Voices editor Brenda Looper, at my request, has been pulling some of my timeless columns published since 2001 during my painfully slow recovery from radiation and chemotherapy. It so happened last Tuesday that she chose one from 2013 about the benefit of paying it forward through thoughtful acts, which I'd call somewhat of a brother to today's offering.

Reader Jerry Jones responded to the pay-it-forward column with a relevant story that fits with today's point.

"Read your column today, which was super, and wanted to share an experience I had," he wrote. "The other day while shopping at Walmart, a lady was checking out and clearly having problems with her credit card. She was a lady who you could tell had means, but her card wouldn't clear. It was not her fault.

"After several attempts, I pulled out my card to pay for her groceries and said to her, 'see if my card will work.' Astonished, was she. Just before I put my card in, a Walmart employee said she could get her card to work, and she did.

"Still, the lady looked at me, astonished that a stranger would step up to pay her grocery bill.

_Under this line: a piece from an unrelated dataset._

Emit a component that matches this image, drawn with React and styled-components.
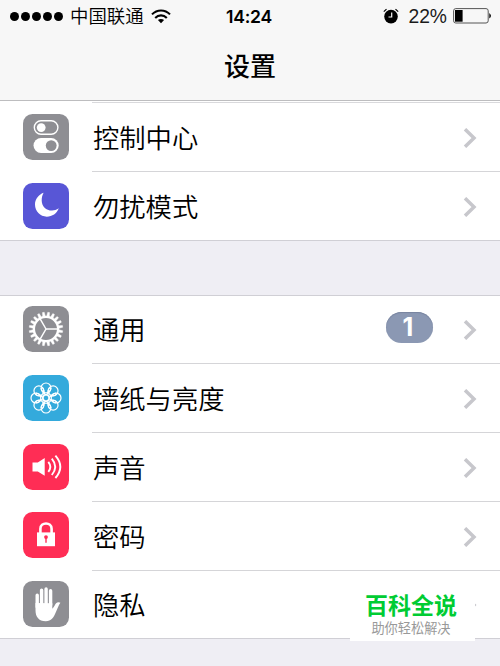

It's not that I did anything great, but the look on her face told a thousand stories.

"In my opinion, it gives people hope there are more good people in the world than bad. Now, to quote you: 'Go out into the world and treat people how you want to be treated.'"

As with Jerry, I say why don't we all agree in the brief time we have remaining on this Earth to commit to trying our best to be kinder toward others whether they be friends, family members or complete strangers?

It's really not that difficult, and we all will be much better for it as good and decent human beings. The way I see it, most of the time all that's required is a kind and sincere compliment or simple act that, at its heart, reassures others of their own worth.

Now go out into the world and treat everyone you meet exactly like you want them to treat you.